Зима схватил меня за плечи, вжал в себя, пеленая собой всю. А я завопила сипло, вывернула из плена руки, начав колотить его куда попало кулаками. Извиваться что есть сил, вырываясь из его едва не ломающего мне ребра захвата.

– Варьк-Варьк-Варьк… – рвано бормотал он, только стискивая меня сильнее, тыкаясь слепо лицом мне в волосы. – Ну что ж творим… Что же так… Нельзя же так… Это ж п*здец… – Дыхание рваное, словно он силился хватать воздух, но не получал его. – Я ж тебя… Варька… кошка моя бешеная… – Он дернул меня выше, его губы теперь были у моего виска, добираясь до скулы, горстью он загреб мои пряди, не давая отвернуться, уклониться. – Нельзя-нельзя-нельзя… *бнусь же… и тебя угроблю… сломаю… Ну как так… зараза… Варька же-е-е!
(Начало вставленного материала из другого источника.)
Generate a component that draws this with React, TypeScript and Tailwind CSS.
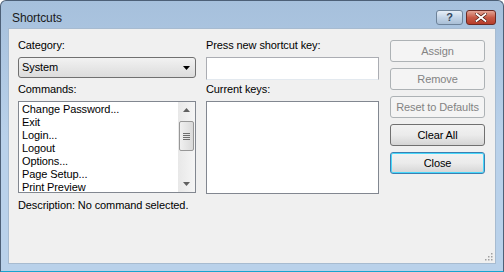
import { ChevronDown } from 'lucide-react'

const commands = [
  'Change Password...',
  'Exit',
  'Login...',
  'Logout',
  'Options...',
  'Page Setup...',
  'Print Preview',
]

const font = "font-['Liberation_Sans',Arial,sans-serif]"

function DialogButton({ label, disabled, isDefault }: { label: string; disabled?: boolean; isDefault?: boolean }) {
  if (disabled) {
    return (
      <button
        disabled
        className="h-[22px] w-[95px] rounded-[3px] border border-[#adb2b5] bg-[#f4f4f4] text-[11px] text-[#838383]"
      >
        {label}
      </button>
    )
  }
  return (
    <button
      className={
        'h-[22px] w-[95px] rounded-[3px] border bg-gradient-to-b from-[#f2f2f2] via-[#ebebeb] to-[#d5d5d5] text-[11px] text-black ' +
        (isDefault ? 'border-[#3c7fb1] shadow-[inset_0_0_0_1px_#48d8fb]' : 'border-[#707070]')
      }
    >
      {label}
    </button>
  )
}

function ScrollArrow({ up }: { up?: boolean }) {
  return (
    <div className="flex h-[16px] w-full items-center justify-center">
      <svg width="7" height="4" viewBox="0 0 7 4">
        {up ? <path d="M0 4 L3.5 0 L7 4 Z" fill="#606060" /> : <path d="M0 0 L7 0 L3.5 4 Z" fill="#606060" />}
      </svg>
    </div>
  )
}

export default function App() {
  return (
    <div className={`${font} h-[272px] w-[504px] overflow-hidden tracking-[-0.1px]`}>
      <div className="flex h-full w-full flex-col rounded-t-[6px] border border-[#4d6077] border-b-[#19a4cf] bg-gradient-to-b from-[#a6c0dc] via-[#b9d1ea] to-[#b9d1ea]">
        {/* title bar */}
        <div className="flex h-[27px] shrink-0 items-start justify-between pl-[11px] pr-[7px]">
          <div className="pt-[8px] text-[12px] text-[#1a1a1a]">Shortcuts</div>
          <div className="flex gap-[3px] pt-[9px]">
            <div className="flex h-[15px] w-[27px] items-center justify-center rounded-[3px] border border-[#6d8299] bg-gradient-to-b from-[#e6eef7] via-[#c3d4e7] to-[#a9bfd6] text-[11px] font-bold leading-none text-[#33465c]">
              ?
            </div>
            <div className="flex h-[15px] w-[30px] items-center justify-center rounded-[3px] border border-[#6b2a24] bg-gradient-to-b from-[#e3a597] via-[#c75a47] to-[#b73d2a]">
              <svg width="12" height="9" viewBox="0 0 12 9">
                <path d="M1.5 1 L10.5 8 M10.5 1 L1.5 8" stroke="#4a1710" strokeWidth="3.2" strokeLinecap="square" />
                <path d="M1.5 1 L10.5 8 M10.5 1 L1.5 8" stroke="#ffffff" strokeWidth="1.8" strokeLinecap="square" />
              </svg>
            </div>
          </div>
        </div>

        {/* client area */}
        <div className="relative mx-[7px] mb-[7px] flex flex-1 border border-[#a7bbd0] bg-[#f0f0f0] pl-[9px] pt-[10px] text-[11px] text-black">
          {/* left column */}
          <div className="flex w-[178px] flex-col">
            <div className="h-[13px] leading-[13px]">Category:</div>
            <div className="mt-[5px] flex h-[21px] items-center justify-between rounded-[3px] border border-[#707070] bg-gradient-to-b from-[#f2f2f2] to-[#dcdcdc] pl-[3px] pr-[5px]">
              <span>System</span>
              <svg width="7" height="4" viewBox="0 0 7 4">
                <path d="M0 0 L7 0 L3.5 4 Z" fill="#000" />
              </svg>
            </div>
            <div className="mt-[5px] h-[13px] leading-[13px]">Commands:</div>
            <div className="mt-[5px] flex h-[92px] border border-[#828790] bg-white">
              <div className="flex-1 pl-[3px] pt-[1px]">
                {commands.map((c) => (
                  <div key={c} className="h-[13px] leading-[13px]">
                    {c}
                  </div>
                ))}
              </div>
              <div className="flex w-[17px] flex-col bg-gradient-to-r from-[#e8e8e8] to-[#f5f5f5]">
                <ScrollArrow up />
                <div className="mx-[1px] mt-[3px] flex h-[30px] items-center justify-center rounded-[2px] border border-[#979797] bg-gradient-to-r from-[#f0f0f0] to-[#dadada]">
                  <div className="flex flex-col gap-[1px]">
                    <div className="h-px w-[7px] bg-[#6d6d6d]" />
                    <div className="h-px w-[7px] bg-[#6d6d6d]" />
                    <div className="h-px w-[7px] bg-[#6d6d6d]" />
                    <div className="h-px w-[7px] bg-[#6d6d6d]" />
                  </div>
                </div>
                <div className="flex-1" />
                <ScrollArrow />
              </div>
            </div>
            <div className="mt-[6px] h-[13px] leading-[13px]">Description: No command selected.</div>
          </div>

          {/* middle column */}
          <div className="ml-[10px] flex w-[173px] flex-col">
            <div className="h-[13px] leading-[13px]">Press new shortcut key:</div>
            <div className="mt-[5px] h-[23px] border border-[#abadb3] border-b-[#e3e9ef] bg-white" />
            <div className="mt-[3px] h-[13px] leading-[13px]">Current keys:</div>
            <div className="mt-[5px] h-[93px] border border-[#828790] bg-white" />
          </div>

          {/* button column */}
          <div className="ml-[11px] flex flex-col gap-[6px] pt-[1px]">
            <DialogButton label="Assign" disabled />
            <DialogButton label="Remove" disabled />
            <DialogButton label="Reset to Defaults" disabled />
            <DialogButton label="Clear All" />
            <DialogButton label="Close" isDefault />
          </div>

          {/* size grip */}
          <svg className="absolute bottom-[2px] right-[2px]" width="10" height="10" viewBox="0 0 10 10">
            {[
              [8, 2],
              [8, 5],
              [5, 5],
              [8, 8],
              [5, 8],
              [2, 8],
            ].map(([x, y]) => (
              <rect key={`${x}-${y}`} x={x} y={y} width="1.5" height="1.5" fill="#a0a0a0" />
            ))}
          </svg>
        </div>
      </div>
    </div>
  )
}
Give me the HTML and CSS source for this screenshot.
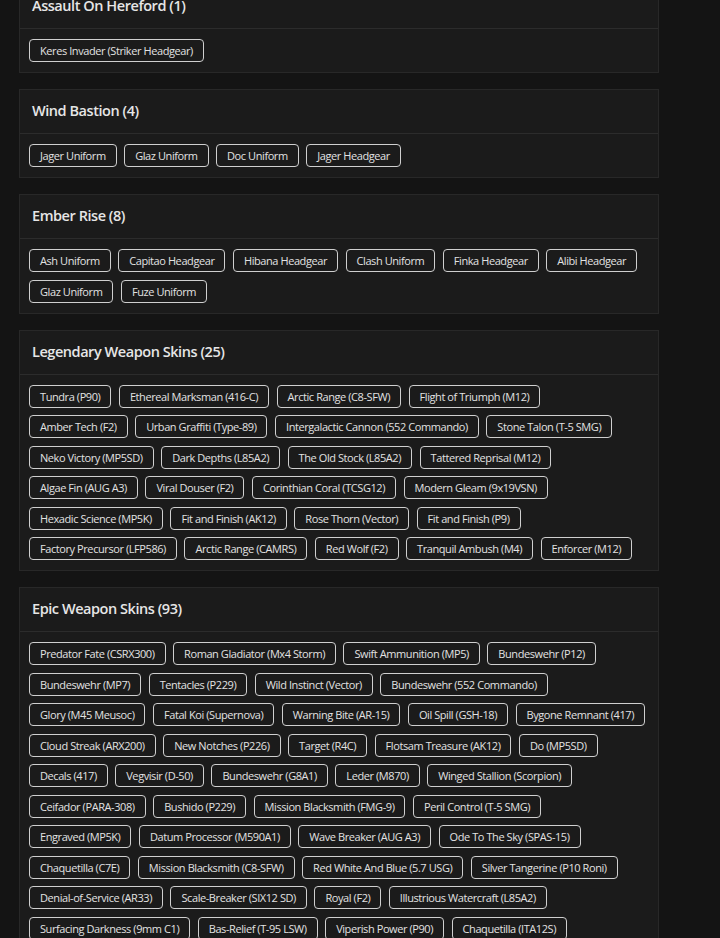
FILE: index.html
```html
<!DOCTYPE html>
<html lang="en">
<head>
<meta charset="utf-8">
<title>Collection</title>
<link rel="stylesheet" href="styles.css">
</head>
<body>
<main class="page">
  <section class="card">
    <h2 class="card-title">Assault On Hereford (1)</h2>
    <div class="tags">
      <span class="tag">Keres Invader (Striker Headgear)</span>
    </div>
  </section>
  <section class="card">
    <h2 class="card-title">Wind Bastion (4)</h2>
    <div class="tags">
      <span class="tag">Jager Uniform</span>
      <span class="tag">Glaz Uniform</span>
      <span class="tag">Doc Uniform</span>
      <span class="tag">Jager Headgear</span>
    </div>
  </section>
  <section class="card">
    <h2 class="card-title">Ember Rise (8)</h2>
    <div class="tags">
      <span class="tag">Ash Uniform</span>
      <span class="tag">Capitao Headgear</span>
      <span class="tag">Hibana Headgear</span>
      <span class="tag">Clash Uniform</span>
      <span class="tag">Finka Headgear</span>
      <span class="tag">Alibi Headgear</span>
      <span class="tag">Glaz Uniform</span>
      <span class="tag">Fuze Uniform</span>
    </div>
  </section>
  <section class="card">
    <h2 class="card-title">Legendary Weapon Skins (25)</h2>
    <div class="tags">
      <span class="tag">Tundra (P90)</span>
      <span class="tag">Ethereal Marksman (416-C)</span>
      <span class="tag">Arctic Range (C8-SFW)</span>
      <span class="tag">Flight of Triumph (M12)</span>
      <span class="tag">Amber Tech (F2)</span>
      <span class="tag">Urban Graffiti (Type-89)</span>
      <span class="tag">Intergalactic Cannon (552 Commando)</span>
      <span class="tag">Stone Talon (T-5 SMG)</span>
      <span class="tag">Neko Victory (MP5SD)</span>
      <span class="tag">Dark Depths (L85A2)</span>
      <span class="tag">The Old Stock (L85A2)</span>
      <span class="tag">Tattered Reprisal (M12)</span>
      <span class="tag">Algae Fin (AUG A3)</span>
      <span class="tag">Viral Douser (F2)</span>
      <span class="tag">Corinthian Coral (TCSG12)</span>
      <span class="tag">Modern Gleam (9x19VSN)</span>
      <span class="tag">Hexadic Science (MP5K)</span>
      <span class="tag">Fit and Finish (AK12)</span>
      <span class="tag">Rose Thorn (Vector)</span>
      <span class="tag">Fit and Finish (P9)</span>
      <span class="tag">Factory Precursor (LFP586)</span>
      <span class="tag">Arctic Range (CAMRS)</span>
      <span class="tag">Red Wolf (F2)</span>
      <span class="tag">Tranquil Ambush (M4)</span>
      <span class="tag">Enforcer (M12)</span>
    </div>
  </section>
  <section class="card">
    <h2 class="card-title">Epic Weapon Skins (93)</h2>
    <div class="tags">
      <span class="tag">Predator Fate (CSRX300)</span>
      <span class="tag">Roman Gladiator (Mx4 Storm)</span>
      <span class="tag">Swift Ammunition (MP5)</span>
      <span class="tag">Bundeswehr (P12)</span>
      <span class="tag">Bundeswehr (MP7)</span>
      <span class="tag">Tentacles (P229)</span>
      <span class="tag">Wild Instinct (Vector)</span>
      <span class="tag">Bundeswehr (552 Commando)</span>
      <span class="tag">Glory (M45 Meusoc)</span>
      <span class="tag">Fatal Koi (Supernova)</span>
      <span class="tag">Warning Bite (AR-15)</span>
      <span class="tag">Oil Spill (GSH-18)</span>
      <span class="tag">Bygone Remnant (417)</span>
      <span class="tag">Cloud Streak (ARX200)</span>
      <span class="tag">New Notches (P226)</span>
      <span class="tag">Target (R4C)</span>
      <span class="tag">Flotsam Treasure (AK12)</span>
      <span class="tag">Do (MP5SD)</span>
      <span class="tag">Decals (417)</span>
      <span class="tag">Vegvisir (D-50)</span>
      <span class="tag">Bundeswehr (G8A1)</span>
      <span class="tag">Leder (M870)</span>
      <span class="tag">Winged Stallion (Scorpion)</span>
      <span class="tag">Ceifador (PARA-308)</span>
      <span class="tag">Bushido (P229)</span>
      <span class="tag">Mission Blacksmith (FMG-9)</span>
      <span class="tag">Peril Control (T-5 SMG)</span>
      <span class="tag">Engraved (MP5K)</span>
      <span class="tag">Datum Processor (M590A1)</span>
      <span class="tag">Wave Breaker (AUG A3)</span>
      <span class="tag">Ode To The Sky (SPAS-15)</span>
      <span class="tag">Chaquetilla (C7E)</span>
      <span class="tag">Mission Blacksmith (C8-SFW)</span>
      <span class="tag">Red White And Blue (5.7 USG)</span>
      <span class="tag">Silver Tangerine (P10 Roni)</span>
      <span class="tag">Denial-of-Service (AR33)</span>
      <span class="tag">Scale-Breaker (SIX12 SD)</span>
      <span class="tag">Royal (F2)</span>
      <span class="tag">Illustrious Watercraft (L85A2)</span>
      <span class="tag">Surfacing Darkness (9mm C1)</span>
      <span class="tag">Bas-Relief (T-95 LSW)</span>
      <span class="tag">Viperish Power (P90)</span>
      <span class="tag">Chaquetilla (ITA12S)</span>
    </div>
  </section>
</main>
</body>
</html>
```

FILE: styles.css
```css
html, body {
  margin: 0;
  padding: 0;
  background: #141414;
}

body {
  font-family: "Open Sans", "Liberation Sans", sans-serif;
  color: #e4e4e4;
}

.page {
  width: 640px;
  margin: -16px 0 0 19px;
  display: flex;
  flex-direction: column;
  gap: 16px;
}

.card {
  background: #1b1b1b;
  border: 1px solid #282828;
}

.card-title {
  margin: 0;
  box-sizing: border-box;
  height: 44px;
  padding: 0 12px 2px;
  display: flex;
  align-items: center;
  font-size: 14.5px;
  font-weight: 600;
  letter-spacing: -0.45px;
  color: #e6e6e6;
  border-bottom: 1px solid #2c2c2c;
}

.tags {
  display: flex;
  flex-wrap: wrap;
  gap: 7.5px 7.5px;
  padding: 10px 12px 10px 9px;
}

.tag {
  box-sizing: border-box;
  height: 23px;
  line-height: 21px;
  padding: 0 10px;
  border: 1px solid #cfcfcf;
  border-radius: 4px;
  font-size: 11px;
  letter-spacing: -0.42px;
  color: #e2e2e2;
  white-space: nowrap;
}
```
Я устала бороться, обвисла, захлебнулась уже совсем другими слезами. Горькими, болезненными, жгущими кожу. А чертов Зима не унимался. Как ополоумевший, принялся слизывать эти горючие потоки с моих щек, губ, будто стремясь избавить от их токсичного действия на меня, будто мог знать о нем как-то. Терся об меня, буквально размазывал по себе, продолжая бормотать свое бесконечное «нельзя-нельзя-нельзя» и остальную дикую околесицу. Я из последних сил дернулась, попыталась мотнуть головой, отвернуться. Он сжал волосы сильнее, не позволяя, по-прежнему лихорадочно шаря по моей коже ртом. Я укусила его за губу, и к вкусу соли добавился еще и металл. Артем и не подумал прекратить. Наоборот, словно окончательно обезумел, сорвался, начав чуть не пожирать меня заживо. Захватил своим ртом мой, ловя момент, когда из меня рвалось очередное рыдание, вталкивал язык между моих зубов, наплевав на то, что наверняка ранился ими. Он вел себя как зверь, ни капли не по-людски вылизывал, а не целовал. Поглощал, вымаливал чего-то, совсем не ласкал. Вторгался глубоко, заставляя открыться так, что было больно моим челюстям. И стонал, мычал, порыкивал между этими поцелуями-пожираниями и лихорадочным бредом, который нес тоже совсем не по-человечески.

– Сволочь! – завертела я головой, силясь отказать ему в этом ненормальном контакте. Контакте, от которого сама валилась в такое же безумие. – Какая же ты сволочь! За что?

Почему, почему мне не может быть просто противно от каждого его касания? Почему не стошнит от этих… не поцелуев, нет. Вжираний каких-то. Почему не просто? Почему меня швыряет, как тряпку на ветру, и ветер этот то жаркий, пряный, разреженный, то окатывающий холодом, сковывающий, душащий неподъемной густотой и тяжестью. Почему не раздираю его ногтями, карая, гонясь за его болью, а вгоняю их в его затылок, как если бы нуждалась в том, чтобы удержать, сделать ближе.